The author writes that “Meeting Jeff – an intelligent, creative, thoughtful man – became the icing on the rich cake of a life not wasted cruising singles bars and pining over lost loves.” What a metaphor for the egocentric life! Lovers once waxed eloquent about how their spouses completed them, how they were half a person without them, how they would die without them. But a cake – especially a “rich” one – is complete in itself without icing. Icing is nice to have but a cake can get along quite nicely without it. I wonder if Jeff was inspired by the news that he is the icing on the author’s cake. Maybe he is as egocentric as her and assumed that he was the cake and she was the icing. If we must use baking metaphors, then spouses in true marriage are like yeast and dough; they can do nothing apart from each other. But when they come together in something larger than themselves (say, an oven), they create something greater and more substantial than either of them; something that is not just good for themselves, but good for others as well.

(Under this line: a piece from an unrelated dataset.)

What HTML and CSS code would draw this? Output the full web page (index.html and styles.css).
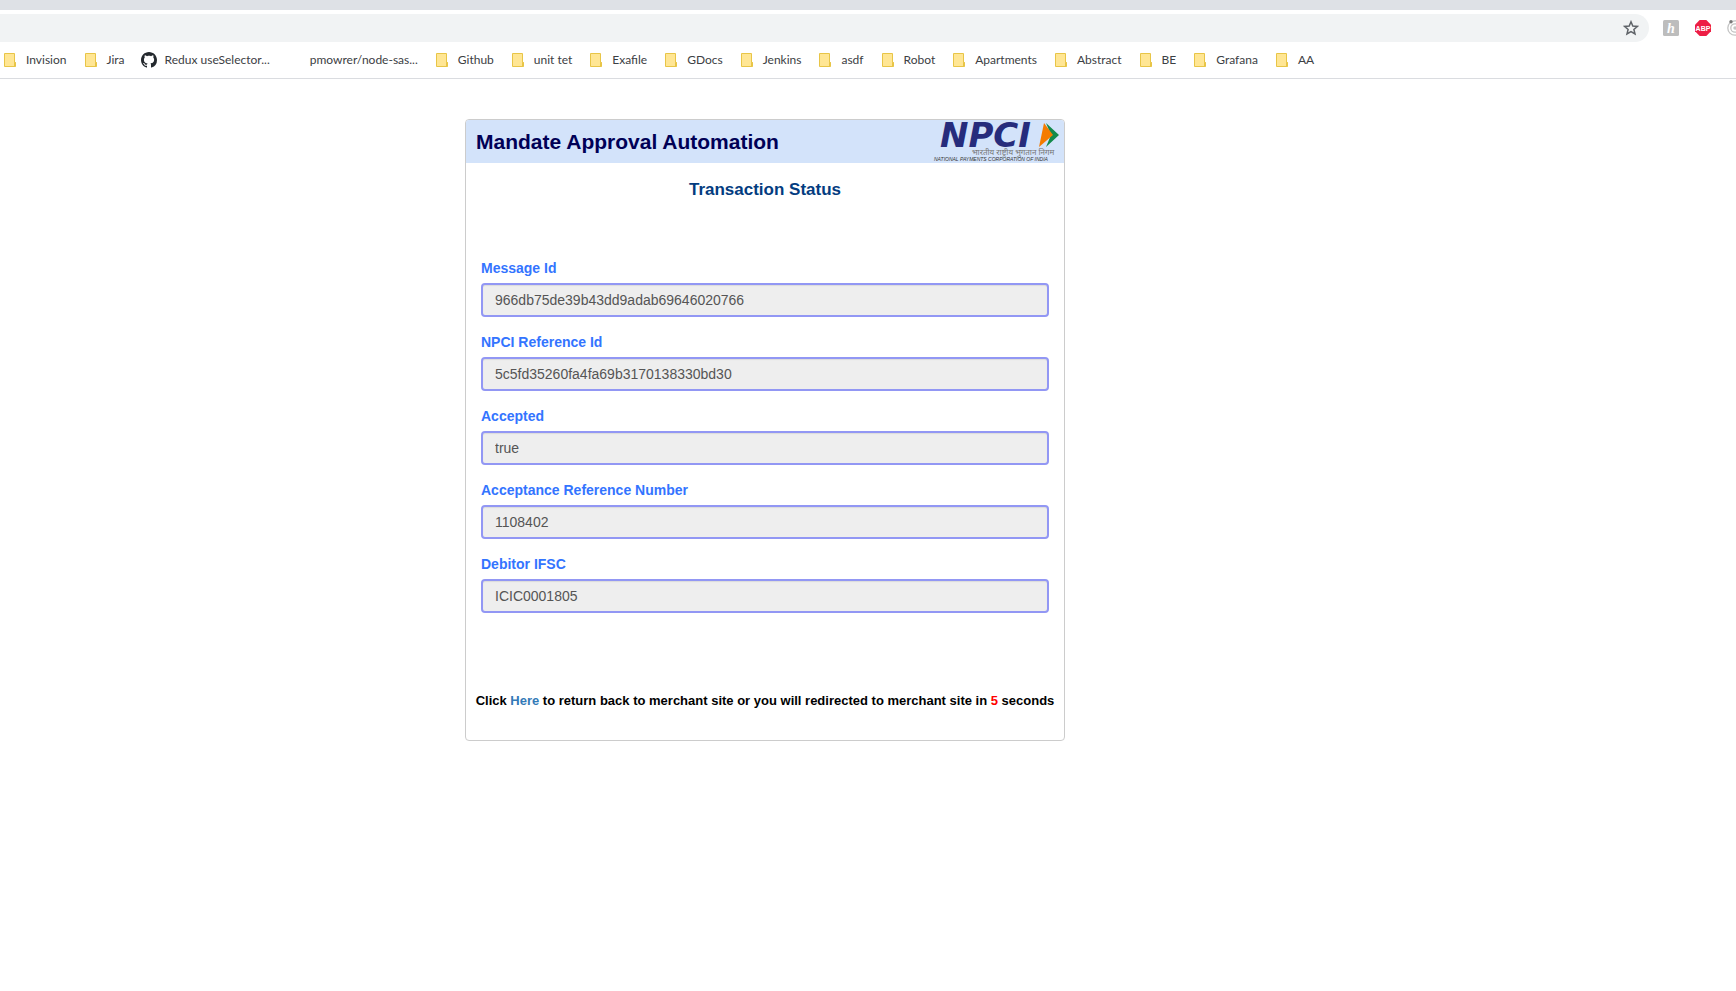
FILE: index.html
```
<!DOCTYPE html>
<html lang="en">
<head>
<meta charset="utf-8">
<title>Mandate Approval Automation</title>
<link rel="stylesheet" href="styles.css">
</head>
<body>
<svg class="symbols" aria-hidden="true">
  <symbol id="folder" viewBox="0 0 16 16">
    <path d="M2.5 1.500h10v9h1v4h-11z" fill="#ffe694" stroke="#e8c547"/>
    <path d="M12.500 14v-3.500h1v3.500z" fill="#ffe694" stroke="#e8c547"/>
  </symbol>
</svg>
<header class="browser">
  <div class="tabstrip"></div>
  <div class="toolbar">
    <div class="omnibox">
      <button class="icon-button" type="button" aria-label="Bookmark this page">
        <svg width="16" height="16" viewBox="0 0 16 16"><path d="M8 1.800l1.800 4.200 4.600.4-3.500 3 1.100 4.500-4-2.400-4 2.400 1.100-4.500-3.500-3 4.600-.4z" fill="none" stroke="#5f6368" stroke-width="1.500"/></svg>
      </button>
    </div>
    <div class="extensions">
      <button class="icon-button" type="button" aria-label="Honey">
        <svg width="16" height="16" viewBox="0 0 16 16"><rect width="16" height="16" rx="1.500" fill="#bdbdbd"/><text x="8" y="13" class="honey">h</text></svg>
      </button>
      <button class="icon-button" type="button" aria-label="Adblock Plus">
        <svg width="16" height="16" viewBox="0 0 16 16"><path d="M4.700 0h6.600L16 4.700v6.600L11.300 16H4.700L0 11.300V4.700z" fill="#ed1e45"/><text x="8" y="11" class="abp">ABP</text></svg>
      </button>
      <button class="icon-button" type="button" aria-label="Extension">
        <svg width="16" height="16" viewBox="0 0 16 16"><g fill="none" stroke="#c4c4c4" stroke-width="1.300"><circle cx="8" cy="8" r="7.200"/><circle cx="8" cy="8" r="4.200"/></g><circle cx="8" cy="8" r="1.700" fill="#c4c4c4"/><circle cx="4" cy="1.700" r="1.700" fill="#777"/></svg>
      </button>
    </div>
  </div>
  <nav class="bookmarks" aria-label="Bookmarks">
    <a href="#"><svg class="mark"><use href="#folder"/></svg>Invision</a>
    <a href="#"><svg class="mark"><use href="#folder"/></svg>Jira</a>
    <a href="#"><svg class="mark" viewBox="0 0 16 16"><path fill="#24292e" fill-rule="evenodd" d="M8 0C3.580 0 0 3.580 0 8c0 3.540 2.290 6.530 5.470 7.590.4.070.55-.17.55-.38 0-.19-.01-.82-.01-1.490-2.010.37-2.530-.49-2.690-.94-.09-.23-.48-.94-.82-1.130-.28-.15-.68-.52-.01-.53.63-.01 1.080.58 1.230.82.72 1.210 1.870.87 2.330.66.070-.52.28-.87.51-1.070-1.780-.2-3.640-.89-3.640-3.950 0-.87.31-1.590.82-2.150-.08-.2-.36-1.020.08-2.120 0 0 .67-.21 2.200.82.64-.18 1.320-.27 2-.27s1.360.09 2 .27c1.530-1.040 2.200-.82 2.200-.82.44 1.100.16 1.920.08 2.120.51.56.82 1.270.82 2.150 0 3.070-1.870 3.750-3.650 3.950.29.25.54.73.54 1.480 0 1.070-.01 1.930-.01 2.200 0 .21.15.46.55.38A8.010 8.010 0 0 0 16 8c0-4.420-3.580-8-8-8z"/></svg>Redux useSelector...</a>
    <a href="#"><span class="mark"></span>pmowrer/node-sas...</a>
    <a href="#"><svg class="mark"><use href="#folder"/></svg>Github</a>
    <a href="#"><svg class="mark"><use href="#folder"/></svg>unit tet</a>
    <a href="#"><svg class="mark"><use href="#folder"/></svg>Exafile</a>
    <a href="#"><svg class="mark"><use href="#folder"/></svg>GDocs</a>
    <a href="#"><svg class="mark"><use href="#folder"/></svg>Jenkins</a>
    <a href="#"><svg class="mark"><use href="#folder"/></svg>asdf</a>
    <a href="#"><svg class="mark"><use href="#folder"/></svg>Robot</a>
    <a href="#"><svg class="mark"><use href="#folder"/></svg>Apartments</a>
    <a href="#"><svg class="mark"><use href="#folder"/></svg>Abstract</a>
    <a href="#"><svg class="mark"><use href="#folder"/></svg>BE</a>
    <a href="#"><svg class="mark"><use href="#folder"/></svg>Grafana</a>
    <a href="#"><svg class="mark"><use href="#folder"/></svg>AA</a>
  </nav>
</header>
<main class="page">
  <section class="card">
    <header class="card-header">
      <h1>Mandate Approval Automation</h1>
      <svg class="logo" width="128" height="43" viewBox="0 0 128 43" role="img" aria-label="NPCI">
        <text x="8" y="27" class="logo-name">NPCI</text>
        <path d="M114 3l13 12-13 12 5-12z" fill="#138a4b"/>
        <path d="M112 3l9 12-14 12z" fill="#f47b00"/>
        <text x="40" y="35" class="logo-hindi">भारतीय राष्ट्रीय भुगतान निगम</text>
        <text x="2" y="41" class="logo-line">NATIONAL PAYMENTS CORPORATION OF INDIA</text>
      </svg>
    </header>
    <h2>Transaction Status</h2>
    <form class="fields">
      <div class="field"><label for="message">Message Id</label><input id="message" type="text" readonly value="966db75de39b43dd9adab69646020766"></div>
      <div class="field"><label for="npci">NPCI Reference Id</label><input id="npci" type="text" readonly value="5c5fd35260fa4fa69b3170138330bd30"></div>
      <div class="field"><label for="accepted">Accepted</label><input id="accepted" type="text" readonly value="true"></div>
      <div class="field"><label for="acceptance">Acceptance Reference Number</label><input id="acceptance" type="text" readonly value="1108402"></div>
      <div class="field"><label for="ifsc">Debitor IFSC</label><input id="ifsc" type="text" readonly value="ICIC0001805"></div>
    </form>
    <p class="redirect">Click <a href="#">Here</a> to return back to merchant site or you will redirected to merchant site in <span class="count">5</span> seconds</p>
  </section>
</main>
</body>
</html>
```
FILE: styles.css
```
* { box-sizing: border-box; }
body {
  margin: 0;
  background: #fff;
  font-family: "Liberation Sans", Arial, sans-serif;
  font-size: 14px;
  line-height: 20px;
  overflow-x: hidden;
}
.symbols { display: none; }

.tabstrip { height: 10px; background: #dee1e6; }
.toolbar { display: flex; height: 36px; padding: 4px 0; overflow: hidden; }
.omnibox {
  flex: 1;
  display: flex;
  align-items: center;
  justify-content: flex-end;
  padding-right: 10px;
  background: #f1f3f4;
  border-radius: 0 14px 14px 0;
}
.extensions {
  display: flex;
  align-items: center;
  gap: 16px;
  padding-left: 14px;
  margin-right: -7px;
}
.icon-button { display: flex; padding: 0; border: 0; background: none; }
.honey { font: italic bold 14px "Liberation Serif", serif; fill: #fff; text-anchor: middle; }
.abp { font: bold 7px "Liberation Sans", sans-serif; fill: #fff; text-anchor: middle; }
.bookmarks {
  display: flex;
  align-items: center;
  gap: 16px;
  height: 33px;
  padding: 0 2px 5px;
  border-bottom: 1px solid #dadce0;
  font-family: Lato, sans-serif;
  font-size: 12px;
  line-height: 16px;
  white-space: nowrap;
}
.bookmarks a {
  display: flex;
  align-items: center;
  gap: 8px;
  color: #3c4043;
  text-decoration: none;
}
.mark { width: 16px; height: 16px; flex: none; }

.page { max-width: 1530px; padding: 40px 16px; }
.card {
  max-width: 600px;
  margin: 0 auto;
  border: 1px solid #ccc;
  border-radius: 4px;
  padding-bottom: 29px;
}
.card-header {
  display: flex;
  align-items: center;
  justify-content: space-between;
  padding: 0 4px 0 10px;
  background: #d3e3fa;
  border-radius: 3px 3px 0 0;
}
h1 { margin: 0; font-size: 21px; line-height: 43px; color: #000056; }
h2 {
  margin: 17px 0 58px;
  font-size: 17px;
  line-height: 20px;
  text-align: center;
  color: #033c80;
}
.logo { flex: none; overflow: visible; }
.logo-name { font: italic bold 34px "DejaVu Sans", sans-serif; fill: #262c7c; }
.logo-hindi { font: italic 8px "Noto Sans", sans-serif; fill: #777; }
.logo-line { font: italic 5px "Liberation Sans", sans-serif; fill: #333; }
.fields { display: grid; gap: 15px; padding: 0 15px; }
.field { display: grid; gap: 5px; }
label { font-weight: bold; color: #3374ff; }
input {
  width: 100%;
  height: 34px;
  padding: 4px 12px;
  border: 2px solid #9297f4;
  border-radius: 4px;
  background: #eee;
  box-shadow: inset 0 1px 1px rgba(0, 0, 0, .08);
  font: inherit;
  color: #555;
}
.redirect {
  margin: 78px 0 0;
  font-size: 13px;
  font-weight: bold;
  text-align: center;
  color: #000;
}
.redirect a { color: #337ab7; text-decoration: none; }
.count { color: #f00; }
```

Despite herself, the truth about marriage seems not to have entirely escaped the author. She laments the fact that if a couple does not perform a publicly recognized marriage ceremony, “some people just don’t give any weight to your commitment.” Of course not; a publicly recognized marriage ceremony just is the way the public gives weight to commitments. Her disappointment is like the disappointment of a witness who discovers that people won’t believe her if she refuses to swear an oath before testifying. And what does she care if anyone “gives weight” to her commitment? What happened to the glorious independence that sneers at “pieces of paper” and “pretty white dresses?”

The author has “lived life mostly on her own terms.” One can appreciate the strength of will in such a statement. Unfortunately, both the world and human nature is created on its own terms, not terms of our choosing. The best things in life, like marriage, can only really be experienced if we submit ourselves to their terms rather than our own.